Вяльев опять испугался:
— Ой, Вася, случайно вырвалось. Привычка, там же по-другому нельзя было. Там политнакачки устраивали круче наших. Каждый хиви друг за другом следил.
— А в институте на годовщину Октября какую речь произнёс! Помнишь? — продолжал удивляться Одиноков. — Как тебе аплодировали!
— Вася, ты не будешь записывать, что я сказал сейчас?
— Я не следователь, Гарик, и ничего не записываю. Ты почему такой дёрганый?
— Будешь тут… Дёрганым. Брякнешь чего, не подумав, твои слова — раз! — и в протокол, потом не отмажешься. Фу-у-у. Как хорошо, что я тебя встретил. Хоть поговорить без этого напряга… А ту речь я помню. Славная была речь. Но и время было совсем другое.
— И слова ты говорил другие. И вроде от души…
— Ту речь мне папин референт написал, — сообщил Гарик. — Классный был дядька. Весёлый. Минц по фамилии. Немец. Он меня и предупредил, когда папу… отца моего арестовали. Только ты не говори никому. Хотя этого Минца и так наверняка шлёпнули. Нам там… ну, с той стороны, рассказывали, как комиссары истребляют советских немцев.
— А ты поверил. У нас в батальоне служил сержант немец. В бригаде, я слышал, был капитан. И в газетах писали, награждены орденами, мол… Лётчик там был какой-то, герой. А один наш немец, представь, в безвыходном положении вышел к фашистам, крича по-немецки, что он свой, и подорвал гранатой целую толпу, и сам погиб.

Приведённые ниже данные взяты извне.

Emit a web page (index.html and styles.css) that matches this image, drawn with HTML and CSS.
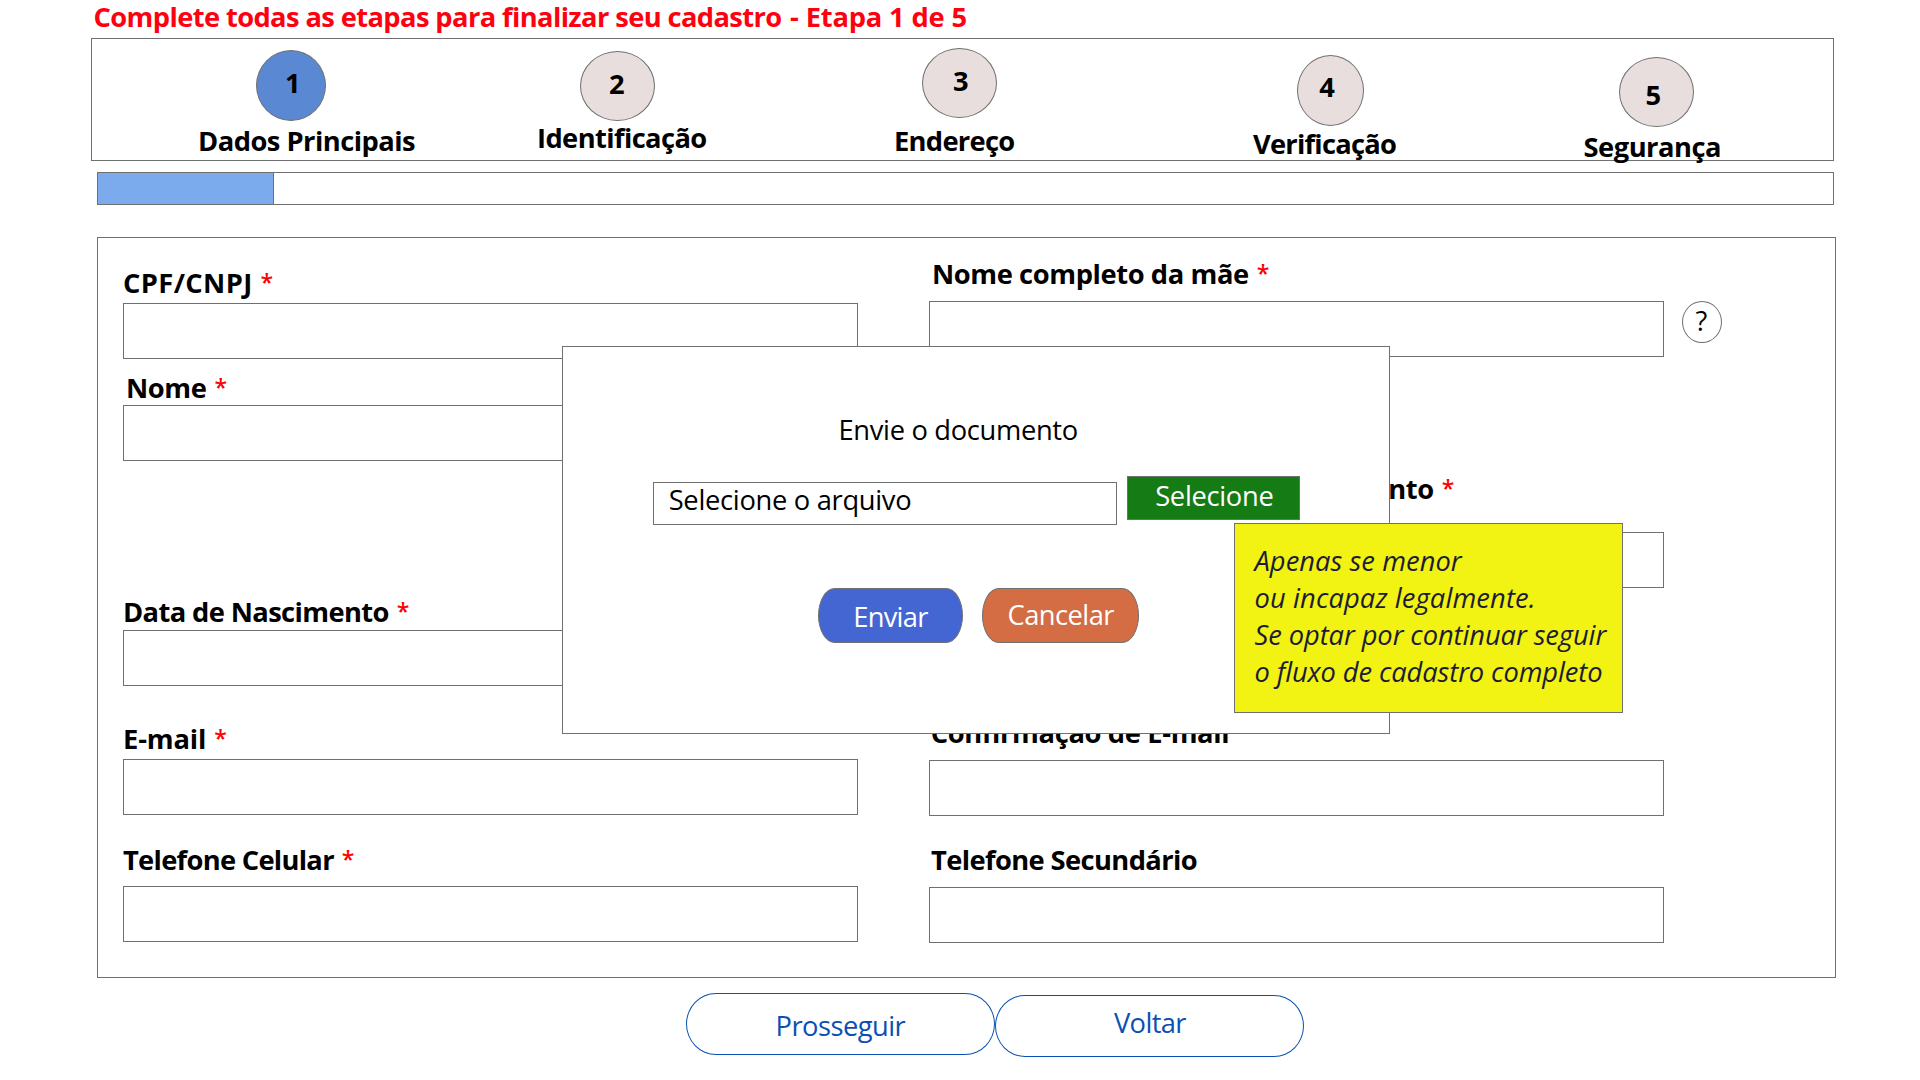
FILE: index.html
```html
<!DOCTYPE html>
<html lang="pt-BR">
<head>
<meta charset="utf-8">
<title>Cadastro - Etapa 1 de 5</title>
<link rel="stylesheet" href="styles.css">
</head>
<body>
<main class="page">
  <h1 class="title">Complete todas as etapas para finalizar seu cadastro <span class="title-step">- Etapa 1 de 5</span></h1>

  <ol class="steps">
    <li class="step step-1"><span class="circle active">1</span><span class="step-name">Dados Principais</span></li>
    <li class="step step-2"><span class="circle">2</span><span class="step-name">Identificação</span></li>
    <li class="step step-3"><span class="circle">3</span><span class="step-name">Endereço</span></li>
    <li class="step step-4"><span class="circle">4</span><span class="step-name">Verificação</span></li>
    <li class="step step-5"><span class="circle">5</span><span class="step-name">Segurança</span></li>
  </ol>

  <div class="progress"><div class="progress-fill"></div></div>

  <form class="form">
    <div class="column">
      <div class="field cpf"><label><span class="name">CPF/CNPJ</span><span class="req">*</span></label><div class="input"></div></div>
      <div class="field nome"><label><span class="name">Nome</span><span class="req">*</span></label><div class="input"></div></div>
      <div class="field nascimento"><label><span class="name">Data de Nascimento</span><span class="req">*</span></label><div class="input"></div></div>
      <div class="field email"><label><span class="name">E-mail</span><span class="req">*</span></label><div class="input"></div></div>
      <div class="field celular"><label><span class="name">Telefone Celular</span><span class="req">*</span></label><div class="input"></div></div>
    </div>
    <div class="column">
      <div class="field mae">
        <label><span class="name">Nome completo da mãe</span><span class="req">*</span></label>
        <div class="input-row"><div class="input"></div><span class="help">?</span></div>
      </div>
      <div class="field documento"><label><span class="name">Documento</span><span class="req">*</span></label><div class="input"></div></div>
      <div class="field confirmacao"><label><span class="name">Confirmação de E-mail</span></label><div class="input"></div></div>
      <div class="field secundario"><label><span class="name">Telefone Secundário</span></label><div class="input"></div></div>
    </div>
  </form>

  <div class="footer">
    <button class="nav next">Prosseguir</button>
    <button class="nav back">Voltar</button>
  </div>

  <section class="modal">
    <h2 class="modal-title">Envie o documento</h2>
    <div class="file-row">
      <div class="file-input"><span>Selecione o arquivo</span></div>
      <button class="select">Selecione</button>
    </div>
    <div class="actions">
      <button class="action send">Enviar</button>
      <button class="action cancel">Cancelar</button>
    </div>
  </section>

  <aside class="note">
    <span class="note-1">Apenas se menor</span>
    <span class="note-2">ou incapaz legalmente.</span>
    <span class="note-3">Se optar por continuar seguir</span>
    <span class="note-4">o fluxo de cadastro completo</span>
  </aside>
</main>
</body>
</html>
```
FILE: styles.css
```css
* { box-sizing: border-box; margin: 0; padding: 0; }

body {
  background: #fff;
  color: #000;
  font: 27.3px/37px "Open Sans", "Noto Sans", sans-serif;
  white-space: nowrap;
}

button {
  font: inherit;
  text-align: left;
  display: flex;
  align-items: flex-start;
}

.page {
  position: relative;
  display: flex;
  flex-direction: column;
  align-items: flex-start;
  width: 1920px;
  height: 1080px;
}

.title {
  margin: 0 0 5px 93.5px;
  font-size: inherit;
  font-weight: 700;
  line-height: 33px;
  letter-spacing: -0.61px;
  color: #ff0010;
}
.title-step { margin-left: 2px; letter-spacing: -0.17px; }

/* Steps */
.steps {
  display: grid;
  grid-template-columns: 349px repeat(4, 348px);
  width: 1743px;
  height: 123px;
  margin-left: 91px;
  border: 1px solid #707070;
  list-style: none;
  font-weight: 700;
}
.step { display: flex; flex-direction: column; align-items: flex-start; }
.circle {
  flex: none;
  width: 75px;
  height: 70px;
  padding-top: 13px;
  border: 1px solid #707070;
  border-radius: 50%;
  background: #e8dede;
}
.circle.active { background: #5b88d2; }

.step-1 .circle { width: 70px; height: 71px; margin: 11px 0 1px 164px; padding-left: 28px; }
.step-2 .circle { margin: 12px 0 -2px 139px; padding-left: 28px; }
.step-3 .circle { margin: 9px 0 4px 133px; padding-left: 30px; }
.step-4 .circle { width: 67px; height: 71px; margin: 16px 0 -1px 160px; padding: 12px 0 0 21.2px; }
.step-5 .circle { margin: 18px 0 1px 134px; padding: 18px 0 0 25.5px; }

.step-1 .step-name { margin-left: 106px; letter-spacing: -0.519px; }
.step-2 .step-name { margin-left: 96px; letter-spacing: -0.6px; }
.step-3 .step-name { margin-left: 105px; letter-spacing: -0.7px; }
.step-4 .step-name { margin-left: 116px; letter-spacing: -0.76px; }
.step-5 .step-name { margin-left: 98.5px; letter-spacing: -0.485px; }

/* Progress */
.progress {
  width: 1737px;
  height: 33px;
  margin: 11px 0 32px 97px;
  border: 1px solid #707070;
}
.progress-fill {
  width: 176px;
  height: 100%;
  border-right: 1px solid #707070;
  background: #7babec;
}

/* Form */
.form {
  display: flex;
  gap: 71px;
  width: 1739px;
  height: 741px;
  margin-left: 97px;
  padding-left: 25px;
  border: 1px solid #707070;
}
.column { width: 735px; }
.column, .field { display: flex; flex-direction: column; }
.input { flex: none; width: 735px; height: 56px; border: 1px solid #707070; }
.input-row { display: flex; gap: 18px; }
label { display: flex; font-weight: 700; }
.req {
  height: 37px;
  margin-left: 8px;
  font-size: 23px;
  font-weight: 600;
  color: #ff0000;
}

.cpf label { margin: 26px 0 2px 0; letter-spacing: 0.38px; }
.nome label { margin: 10px 0 -1px 3px; letter-spacing: -0.4px; }
.nascimento label { margin: 132px 0 0 0; letter-spacing: -0.615px; }
.email label { margin: 34px 0 2px 0; letter-spacing: -0.139px; }
.celular label { margin: 26px 0 8px 0; letter-spacing: -0.7px; }

.mae label { margin: 17px 0 9px 3px; letter-spacing: -0.4px; }
.documento { margin-top: -1px; }
.documento label { justify-content: flex-end; margin: 114px 210px 25px 0; letter-spacing: -0.4px; }
.confirmacao label { margin: 126px 0 9px 1.7px; letter-spacing: -0.35px; }
.secundario label { margin: 25px 0 9px 2px; letter-spacing: -0.6px; }

.help {
  flex: none;
  width: 40px;
  height: 42px;
  padding-left: 12.5px;
  border: 1px solid #707070;
  border-radius: 50%;
}

/* Footer */
.footer { display: flex; align-items: flex-start; margin: 15px 0 0 686px; }
.nav {
  width: 309px;
  height: 62px;
  border: 1px solid #0a50b4;
  border-radius: 30px / 31px;
  background: #fff;
  color: #0a50b4;
}
.next { padding: 13px 0 0 88.6px; letter-spacing: -0.533px; }
.back { margin-top: 2px; padding: 8px 0 0 118px; letter-spacing: -0.65px; }

/* Upload dialog */
.modal {
  position: absolute;
  left: 562px;
  top: 346px;
  width: 828px;
  height: 388px;
  border: 1px solid #707070;
  background: #fff;
}
.modal-title {
  margin: 64px 0 28px 275.5px;
  font-size: inherit;
  font-weight: 400;
  letter-spacing: -0.32px;
}
.file-row { display: flex; gap: 10px; margin-left: 90px; }
.file-input {
  display: flex;
  width: 464px;
  height: 43px;
  margin-top: 6px;
  padding-left: 14.7px;
  border: 1px solid #707070;
  letter-spacing: -0.298px;
}
.file-input span { margin-top: -2px; }
.select {
  width: 173px;
  height: 44px;
  padding-left: 27.2px;
  border: 1px solid #707070;
  background: #157b15;
  color: #fff;
  letter-spacing: -0.3px;
}
.actions { display: flex; gap: 19px; margin: 63px 0 0 255px; }
.action {
  height: 55px;
  border: 1px solid #707070;
  border-radius: 17px / 27.5px;
  color: #fff;
}
.send { width: 145px; padding: 9px 0 0 34.2px; background: #4466d2; letter-spacing: -0.72px; }
.cancel { width: 157px; padding: 7px 0 0 24.6px; background: #d46c44; letter-spacing: -0.56px; }

/* Sticky note */
.note {
  position: absolute;
  left: 1234px;
  top: 523px;
  display: flex;
  flex-direction: column;
  width: 389px;
  height: 190px;
  padding: 18px 0 0 19.5px;
  border: 1px solid #707070;
  background: #f2f213;
  color: #1c1c38;
  font-style: italic;
}
.note-1 { letter-spacing: 0.05px; }
.note-2 { letter-spacing: 0.12px; }
.note-3 { letter-spacing: -0.08px; }
.note-4 { letter-spacing: -0.1px; }
```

— Вася, это ты веришь незнамо чему. На самом деле устроили провокацию. В Поволжскую немецкую республику — она была вот здесь, за Волгой — скинули фальшивый десант, одетый в форму Вермахта. Фольксдойчи обрадовались, приняли как родных. И тогда их всех выслали в Казахстан, на верную смерть. А кто служил в армии, поувольняли, и туда же.